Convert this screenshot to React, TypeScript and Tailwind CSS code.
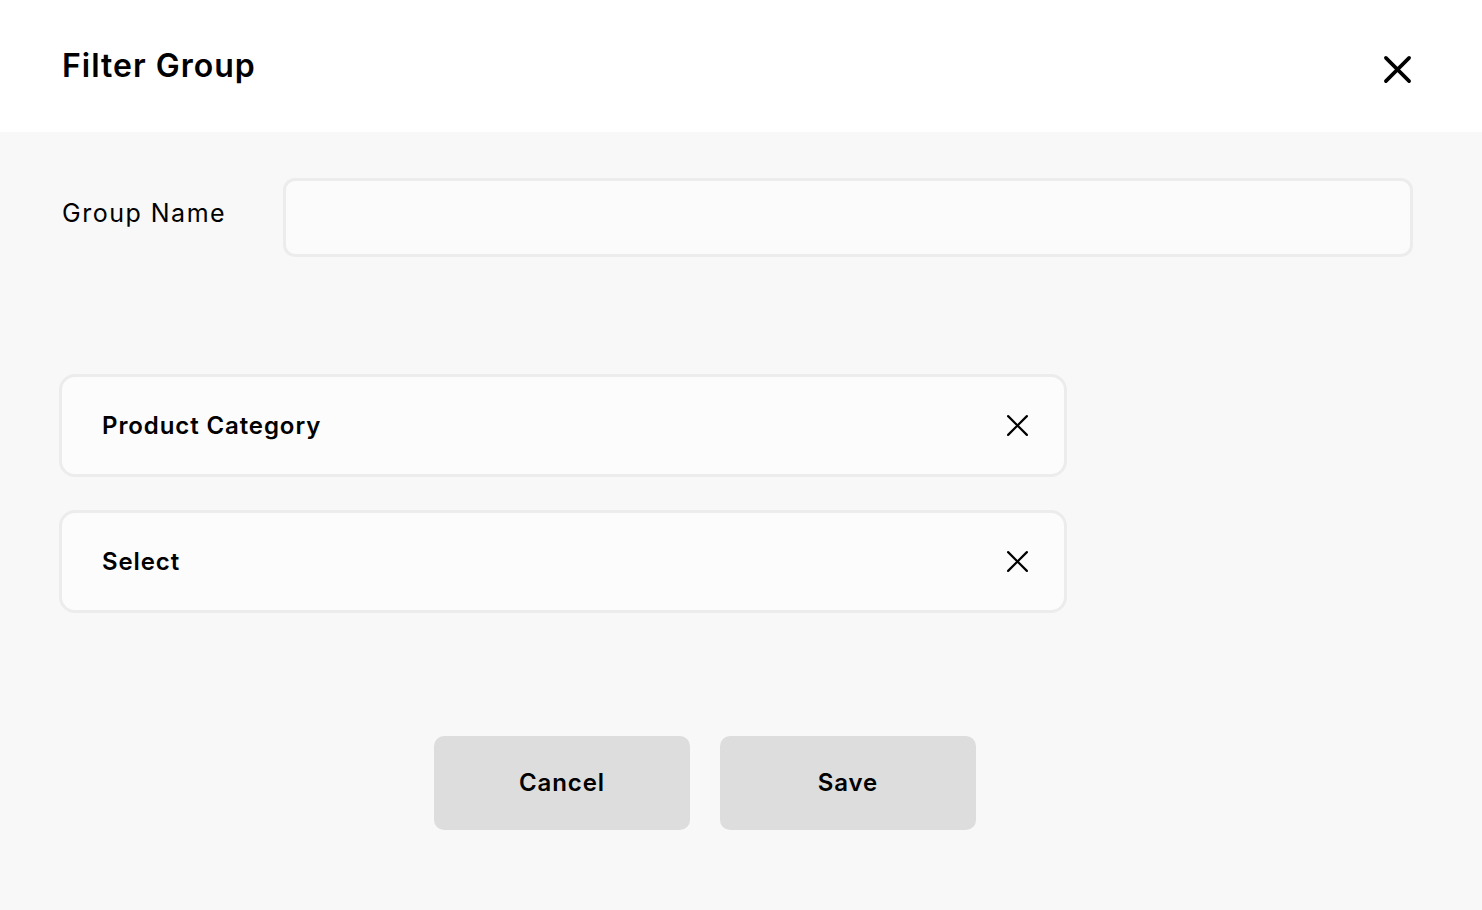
import React from "react";

function XIcon({ size, stroke }: { size: number; stroke: number }) {
  return (
    <svg width={size} height={size} viewBox="0 0 24 24" fill="none" stroke="currentColor" strokeWidth={stroke} strokeLinecap="round">
      <path d="M3 3L21 21M21 3L3 21" />
    </svg>
  );
}

function FilterRow({ label }: { label: string }) {
  return (
    <div className="flex h-[103px] items-center justify-between rounded-[16px] border-[3px] border-[#ececec] bg-[#fcfcfc] pl-[40px] pr-[34px]">
      <span className="text-[24px] font-semibold tracking-[0.9px] text-black">{label}</span>
      <button type="button" className="text-black">
        <XIcon size={25} stroke={2.1} />
      </button>
    </div>
  );
}

export default function App() {
  return (
    <div className="min-h-[910px] w-full bg-[#f8f8f8] font-['Inter',sans-serif] text-black">
      <header className="flex h-[132px] items-start justify-between bg-white pl-[62px] pr-[69px] pt-[45px]">
        <h1 className="text-[32px] font-semibold leading-[42px] tracking-[1px]">Filter Group</h1>
        <button type="button" className="mt-[9px]">
          <XIcon size={31} stroke={2.8} />
        </button>
      </header>

      <div className="flex items-start gap-[56px] pl-[62px] pr-[69px] pt-[46px]">
        <label className="mt-[19px] w-[165px] shrink-0 whitespace-nowrap text-[25px] leading-[32px] tracking-[1.5px]">
          Group Name
        </label>
        <input
          type="text"
          className="h-[79px] flex-1 rounded-[12px] border-[3px] border-[#ececec] bg-[#fbfbfb] px-4 outline-none"
        />
      </div>

      <div className="ml-[59px] flex w-[1008px] flex-col gap-[33px] pt-[117px]">
        <FilterRow label="Product Category" />
        <FilterRow label="Select" />
      </div>

      <div className="flex gap-[30px] pl-[434px] pt-[123px]">
        <button type="button" className="h-[94px] w-[256px] rounded-[10px] bg-[#dddddd] text-[24px] font-semibold tracking-[0.9px]">
          Cancel
        </button>
        <button type="button" className="h-[94px] w-[256px] rounded-[10px] bg-[#dddddd] text-[24px] font-semibold tracking-[0.9px]">
          Save
        </button>
      </div>
    </div>
  );
}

+++

Exercise description: Using the material above, report each line where "React" occurs.

Correct response:
Convert this screenshot to React, TypeScript and Tailwind CSS code.
import React from "react";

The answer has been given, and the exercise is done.